Panelists discussed the challenges, opportunities, and prospects for improved gender representation in three countries where peace processes are ongoing: Colombia, Syria, and Yemen.

Purna Sen, Director of the Policy Division, UN Women, said that the benefit of women’s participation in peace processes had now been quantified, producing a “wide and deep base of evidence that supports the conclusion that women’s participation enhances the effectiveness of efforts to build more peaceful and inclusive societies.” This evidence will be the link that makes it possible to achieve peaceful and sustainable development through the 2030 Agenda for Sustainable Development, she said.

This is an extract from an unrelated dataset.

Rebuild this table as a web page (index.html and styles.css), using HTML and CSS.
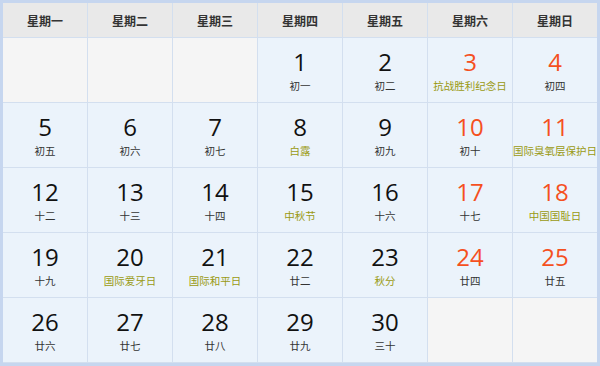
FILE: index.html
```html
<!DOCTYPE html>
<html lang="zh">
<head>
<meta charset="utf-8">
<link rel="stylesheet" href="styles.css">
</head>
<body>
<div class="cal">
  <div class="hd">星期一</div>
  <div class="hd">星期二</div>
  <div class="hd">星期三</div>
  <div class="hd">星期四</div>
  <div class="hd">星期五</div>
  <div class="hd">星期六</div>
  <div class="hd">星期日</div>

  <div class="cell empty"></div>
  <div class="cell empty"></div>
  <div class="cell empty"></div>
  <div class="cell"><span class="num">1</span><span class="lu">初一</span></div>
  <div class="cell"><span class="num">2</span><span class="lu">初二</span></div>
  <div class="cell we"><span class="num">3</span><span class="lu fest">抗战胜利纪念日</span></div>
  <div class="cell we"><span class="num">4</span><span class="lu">初四</span></div>

  <div class="cell"><span class="num">5</span><span class="lu">初五</span></div>
  <div class="cell"><span class="num">6</span><span class="lu">初六</span></div>
  <div class="cell"><span class="num">7</span><span class="lu">初七</span></div>
  <div class="cell"><span class="num">8</span><span class="lu fest">白露</span></div>
  <div class="cell"><span class="num">9</span><span class="lu">初九</span></div>
  <div class="cell we"><span class="num">10</span><span class="lu">初十</span></div>
  <div class="cell we"><span class="num">11</span><span class="lu fest">国际臭氧层保护日</span></div>

  <div class="cell"><span class="num">12</span><span class="lu">十二</span></div>
  <div class="cell"><span class="num">13</span><span class="lu">十三</span></div>
  <div class="cell"><span class="num">14</span><span class="lu">十四</span></div>
  <div class="cell"><span class="num">15</span><span class="lu fest">中秋节</span></div>
  <div class="cell"><span class="num">16</span><span class="lu">十六</span></div>
  <div class="cell we"><span class="num">17</span><span class="lu">十七</span></div>
  <div class="cell we"><span class="num">18</span><span class="lu fest">中国国耻日</span></div>

  <div class="cell"><span class="num">19</span><span class="lu">十九</span></div>
  <div class="cell"><span class="num">20</span><span class="lu fest">国际爱牙日</span></div>
  <div class="cell"><span class="num">21</span><span class="lu fest">国际和平日</span></div>
  <div class="cell"><span class="num">22</span><span class="lu">廿二</span></div>
  <div class="cell"><span class="num">23</span><span class="lu fest">秋分</span></div>
  <div class="cell we"><span class="num">24</span><span class="lu">廿四</span></div>
  <div class="cell we"><span class="num">25</span><span class="lu">廿五</span></div>

  <div class="cell"><span class="num">26</span><span class="lu">廿六</span></div>
  <div class="cell"><span class="num">27</span><span class="lu">廿七</span></div>
  <div class="cell"><span class="num">28</span><span class="lu">廿八</span></div>
  <div class="cell"><span class="num">29</span><span class="lu">廿九</span></div>
  <div class="cell"><span class="num">30</span><span class="lu">三十</span></div>
  <div class="cell empty"></div>
  <div class="cell empty"></div>
</div>
</body>
</html>
```
FILE: styles.css
```css
html, body {
  margin: 0;
  padding: 0;
  background: #ffffff;
}
.cal {
  box-sizing: border-box;
  width: 600px;
  height: 366px;
  border: 3px solid #c6d6ef;
  background: #d3dfef;
  display: grid;
  grid-template-columns: repeat(7, 1fr);
  grid-template-rows: 34px repeat(5, 64px);
  gap: 1px;
  font-family: "Noto Sans CJK SC", "DejaVu Sans", sans-serif;
}
.hd {
  background: #e9e9e9;
  display: flex;
  align-items: center;
  justify-content: center;
  font-size: 12px;
  font-weight: bold;
  color: #333333;
}
.cell {
  background: #ebf3fb;
  display: flex;
  flex-direction: column;
  align-items: center;
  padding-top: 7px;
  box-sizing: border-box;
}
.cell.empty {
  background: #f5f5f5;
}
.num {
  font-family: "Open Sans", sans-serif;
  font-size: 24px;
  line-height: 33px;
  color: #111111;
}
.lu {
  font-size: 10.5px;
  line-height: 16px;
  color: #333333;
  white-space: nowrap;
}
.we .num {
  color: #f5501e;
}
.lu.fest {
  color: #9a9a12;
}
```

The global study found that “when women serve as peacekeepers, peacekeeping missions are seen as more accessible and credible by the local populations, and we also see lower rates of sexual exploitation and abuse.” The same year UN Women was drafting this report, she said, the UN was investigating allegations that peacekeepers sexually abused civilians in the Central African Republic.

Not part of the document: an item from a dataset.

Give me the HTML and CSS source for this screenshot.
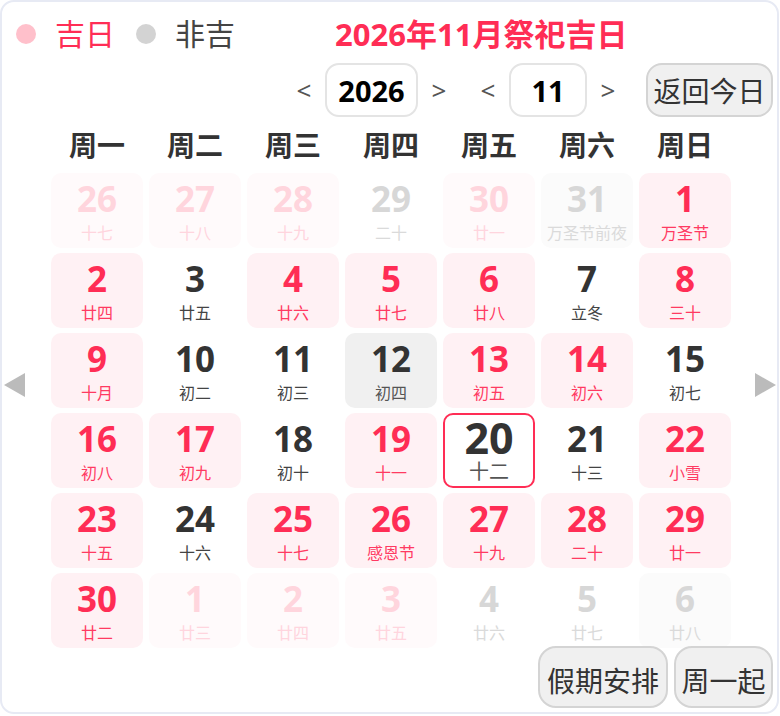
FILE: index.html
```html
<!DOCTYPE html>
<html lang="zh-CN">
<head>
<meta charset="utf-8">
<title>2026年11月祭祀吉日</title>
<link rel="stylesheet" href="styles.css">
</head>
<body>
<div class="card">
  <div class="top">
    <span class="dot dot-lucky"></span><span class="legend-text lucky-text">吉日</span>
    <span class="dot dot-plain"></span><span class="legend-text plain-text">非吉</span>
    <span class="title">2026年11月祭祀吉日</span>
  </div>
  <div class="nav">
    <div class="group">
      <span class="nav-arrow">&lt;</span>
      <span class="numbox year">2026</span>
      <span class="nav-arrow">&gt;</span>
    </div>
    <div class="group">
      <span class="nav-arrow">&lt;</span>
      <span class="numbox month">11</span>
      <span class="nav-arrow">&gt;</span>
    </div>
    <button class="btn today-btn">返回今日</button>
  </div>
  <div class="main">
    <div class="side side-left">
      <svg class="tri" width="21" height="24" viewBox="0 0 21 24"><polygon points="0,12 21,0 21,24" fill="#bbbbbb"/></svg>
    </div>
    <div class="content">
      <div class="weekdays">
        <span>周一</span><span>周二</span><span>周三</span><span>周四</span><span>周五</span><span>周六</span><span>周日</span>
      </div>
      <div class="grid">
        <div class="cell other-lucky"><span class="num">26</span><span class="lunar">十七</span></div>
        <div class="cell other-lucky"><span class="num">27</span><span class="lunar">十八</span></div>
        <div class="cell other-lucky"><span class="num">28</span><span class="lunar">十九</span></div>
        <div class="cell other"><span class="num">29</span><span class="lunar">二十</span></div>
        <div class="cell other-lucky"><span class="num">30</span><span class="lunar">廿一</span></div>
        <div class="cell other shaded"><span class="num">31</span><span class="lunar">万圣节前夜</span></div>
        <div class="cell lucky"><span class="num">1</span><span class="lunar">万圣节</span></div>

        <div class="cell lucky"><span class="num">2</span><span class="lunar">廿四</span></div>
        <div class="cell"><span class="num">3</span><span class="lunar">廿五</span></div>
        <div class="cell lucky"><span class="num">4</span><span class="lunar">廿六</span></div>
        <div class="cell lucky"><span class="num">5</span><span class="lunar">廿七</span></div>
        <div class="cell lucky"><span class="num">6</span><span class="lunar">廿八</span></div>
        <div class="cell"><span class="num">7</span><span class="lunar">立冬</span></div>
        <div class="cell lucky"><span class="num">8</span><span class="lunar">三十</span></div>

        <div class="cell lucky"><span class="num">9</span><span class="lunar">十月</span></div>
        <div class="cell"><span class="num">10</span><span class="lunar">初二</span></div>
        <div class="cell"><span class="num">11</span><span class="lunar">初三</span></div>
        <div class="cell hover"><span class="num">12</span><span class="lunar">初四</span></div>
        <div class="cell lucky"><span class="num">13</span><span class="lunar">初五</span></div>
        <div class="cell lucky"><span class="num">14</span><span class="lunar">初六</span></div>
        <div class="cell"><span class="num">15</span><span class="lunar">初七</span></div>

        <div class="cell lucky"><span class="num">16</span><span class="lunar">初八</span></div>
        <div class="cell lucky"><span class="num">17</span><span class="lunar">初九</span></div>
        <div class="cell"><span class="num">18</span><span class="lunar">初十</span></div>
        <div class="cell lucky"><span class="num">19</span><span class="lunar">十一</span></div>
        <div class="cell today"><span class="num">20</span><span class="lunar">十二</span></div>
        <div class="cell"><span class="num">21</span><span class="lunar">十三</span></div>
        <div class="cell lucky"><span class="num">22</span><span class="lunar">小雪</span></div>

        <div class="cell lucky"><span class="num">23</span><span class="lunar">十五</span></div>
        <div class="cell"><span class="num">24</span><span class="lunar">十六</span></div>
        <div class="cell lucky"><span class="num">25</span><span class="lunar">十七</span></div>
        <div class="cell lucky"><span class="num">26</span><span class="lunar">感恩节</span></div>
        <div class="cell lucky"><span class="num">27</span><span class="lunar">十九</span></div>
        <div class="cell lucky"><span class="num">28</span><span class="lunar">二十</span></div>
        <div class="cell lucky"><span class="num">29</span><span class="lunar">廿一</span></div>

        <div class="cell lucky"><span class="num">30</span><span class="lunar">廿二</span></div>
        <div class="cell other-lucky"><span class="num">1</span><span class="lunar">廿三</span></div>
        <div class="cell other-lucky"><span class="num">2</span><span class="lunar">廿四</span></div>
        <div class="cell other-lucky"><span class="num">3</span><span class="lunar">廿五</span></div>
        <div class="cell other"><span class="num">4</span><span class="lunar">廿六</span></div>
        <div class="cell other"><span class="num">5</span><span class="lunar">廿七</span></div>
        <div class="cell other shaded"><span class="num">6</span><span class="lunar">廿八</span></div>
      </div>
    </div>
    <div class="side side-right">
      <svg class="tri" width="21" height="24" viewBox="0 0 21 24"><polygon points="21,12 0,0 0,24" fill="#bbbbbb"/></svg>
    </div>
  </div>
  <div class="footer">
    <button class="btn fbtn holiday-btn">假期安排</button>
    <button class="btn fbtn week-btn">周一起</button>
  </div>
</div>
</body>
</html>
```

FILE: styles.css
```css
* {
  box-sizing: border-box;
  margin: 0;
  padding: 0;
}

html, body {
  background: #ffffff;
}

body {
  margin: 0;
  font-family: "Noto Sans", "Noto Sans CJK SC", sans-serif;
  color: #333333;
}

.card {
  width: 779px;
  height: 714px;
  border: 2px solid #e7eaf4;
  border-radius: 14px;
  background: #ffffff;
  overflow: hidden;
}

/* top legend + title */
.top {
  display: flex;
  align-items: center;
  height: 44px;
  margin-top: 10px;
  padding-left: 14px;
}

.dot {
  width: 20px;
  height: 20px;
  border-radius: 50%;
  flex: none;
}

.dot-lucky {
  background: #ffc0cb;
}

.dot-plain {
  background: #d3d3d3;
  margin-left: 21px;
}

.legend-text {
  font-size: 30px;
  line-height: 44px;
  margin-left: 19px;
}

.lucky-text {
  color: #ff2d55;
}

.plain-text {
  color: #444444;
}

.title {
  margin-left: 100px;
  font-size: 31px;
  font-weight: bold;
  line-height: 44px;
  color: #ff2d55;
}

/* navigation row */
.nav {
  display: flex;
  justify-content: flex-end;
  align-items: center;
  height: 54px;
  margin-top: 7px;
  padding-right: 4px;
}

.group {
  display: flex;
  align-items: center;
  gap: 7px;
  margin-right: 21px;
}

.group + .group {
  margin-right: 24px;
}

.nav-arrow {
  width: 28px;
  text-align: center;
  font-size: 26px;
  line-height: 54px;
  color: #555555;
}

.numbox {
  height: 54px;
  border: 2px solid #e4e4e4;
  border-radius: 14px;
  display: flex;
  align-items: center;
  justify-content: center;
  font-size: 29px;
  font-weight: bold;
  color: #000000;
}

.year {
  width: 93px;
}

.month {
  width: 78px;
}

.btn {
  font-family: "Noto Sans", "Noto Sans CJK SC", sans-serif;
  background: #f0f0f0;
  border: 2px solid #d4d4d4;
  color: #333333;
  font-size: 28px;
  display: flex;
  align-items: center;
  justify-content: center;
}

.today-btn {
  width: 127px;
  height: 54px;
  border-radius: 16px;
}

/* main area */
.main {
  display: flex;
  align-items: center;
}

.side {
  display: flex;
  align-items: center;
  padding-top: 5px;
}

.side-left {
  width: 49px;
  padding-left: 2px;
}

.side-right {
  flex: 1;
  padding-left: 24px;
}

.tri {
  display: block;
}

.content {
  width: 680px;
}

.weekdays {
  display: grid;
  grid-template-columns: repeat(7, 92px);
  column-gap: 6px;
  height: 56px;
  font-size: 28px;
  font-weight: bold;
  line-height: 56px;
  text-align: center;
  color: #333333;
}

.grid {
  display: grid;
  grid-template-columns: repeat(7, 92px);
  grid-auto-rows: 75px;
  column-gap: 6px;
  row-gap: 5px;
}

.cell {
  border-radius: 10px;
  display: flex;
  flex-direction: column;
  align-items: center;
  padding-top: 8px;
  color: #333333;
}

.num {
  font-size: 35px;
  font-weight: bold;
  line-height: 36px;
}

.lunar {
  font-size: 16px;
  line-height: 20px;
  margin-top: 6px;
  color: #444444;
  white-space: nowrap;
}

.lucky {
  background: #fff1f4;
}

.lucky .num {
  color: #ff2d55;
}

.lucky .lunar {
  color: #ff3a62;
}

.other-lucky {
  background: #fffafb;
}

.other-lucky .num {
  color: #ffd5dd;
}

.other-lucky .lunar {
  color: #ffd5de;
}

.other .num {
  color: #d7d7d7;
}

.other .lunar {
  color: #dadada;
}

.shaded {
  background: #fbfbfb;
}

.hover {
  background: #f0f0f0;
}

.hover .lunar {
  color: #555555;
}

.today {
  border: 2px solid #ff2d55;
  background: #ffffff;
  padding-top: 1px;
}

.today .num {
  font-size: 43px;
  line-height: 44px;
}

.today .lunar {
  font-size: 20px;
  line-height: 22px;
  margin-top: 1px;
  color: #555555;
}

/* footer */
.footer {
  display: flex;
  justify-content: flex-end;
  gap: 6px;
  padding-right: 4px;
  margin-top: -2px;
}

.fbtn {
  height: 62px;
  border-radius: 18px;
  padding-top: 6px;
}

.holiday-btn {
  width: 130px;
}

.week-btn {
  width: 99px;
}
```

Thomas Schieb, a minister at the Permanent Mission of Germany to the UN, lamented that women’s participation is still seen by many as a box to tick. “Positive examples of real involvement of women in decision-making, such as Colombia, are still too rare,” he said, calling for more meaningful participation. He added: “Germany is proud to support some 40 mediation support processes worldwide financially or through training, and we are working here in New York to strengthen the institutional framework on 1325.”

Thania Paffenholz, Director of the Inclusive Peace and Transition Initiative, Graduate Institute of International and Development Studies in Geneva, said that across forty case studies of mediation processes, women’s inclusion only came when women themselves exerted pressure.

“If you have a women’s only delegation at the negotiation table, these are usually the activists. From them, you can expect more [of a] push on [the] deep roots of conflict, [and] gender issues,” she said.

The key point, she said, is to get these activists into positions of decision-making power, which they often do not have. More women do not equal more peace automatically. In order for inclusiveness to translate into the intended results, better peace process design and a consideration of the social, cultural context is necessary.

While all female delegations are important, Christine Bell, Professor, University of Edinburgh, said that diverse coalitions add a different kind of value. “Rainbow coalitions are powerful because different communities speak to different communities, and you’re building a broad-based consensus,” she said.

Virginia Bouvier, Senior Advisor for Peace Processes at the United States Institute of Peace, spoke about what has been seen as s a significant achievement for global peacebuilding—the final peace agreement between the Colombian government and Revolutionary Armed Forces of Colombia (FARC) guerrillas what waws signed in Havana on September 25 but then rejected by a narrow margin in a national popular referendum a week later. She said there remains hope for a revised peace deal.

For one thing, she explained that the referendum “was very rushed,” having been put to a vote within one month’s time.

The deal itself is “a 297-page accord that’s very complicated and has many controversial ideas for transitional justice.”

She said that for such a complicated deal to “be accepted and digested by the population, most of whom don’t vote, most of whom feel disaffected, most of whom are not connected or have had little contact from the state, would suddenly say ‘Yes, we love this,’ within a month’s time without more time to educate the public about the content, is a huge jump.”

This, coupled with a dedicated misinformation campaign on social media that the “no” campaign did not have the infrastructure to counter, precipitated the rejection of the deal. These are factors “the international community needs to grapple with more,” she emphasized.

Having caught a glimpse of peace, the people of Colombia must be the ones to salvage the deal, she said. “There’s a very capable young generation that’s not willing to let this chance for peace go. Women are also trying to be on the front lines of this.”

Andrea Ó Súilleabháin, IPI Senior Policy Analyst, moderated the conversation.

The event was co-organized with UN Women and the German Mission to the UN.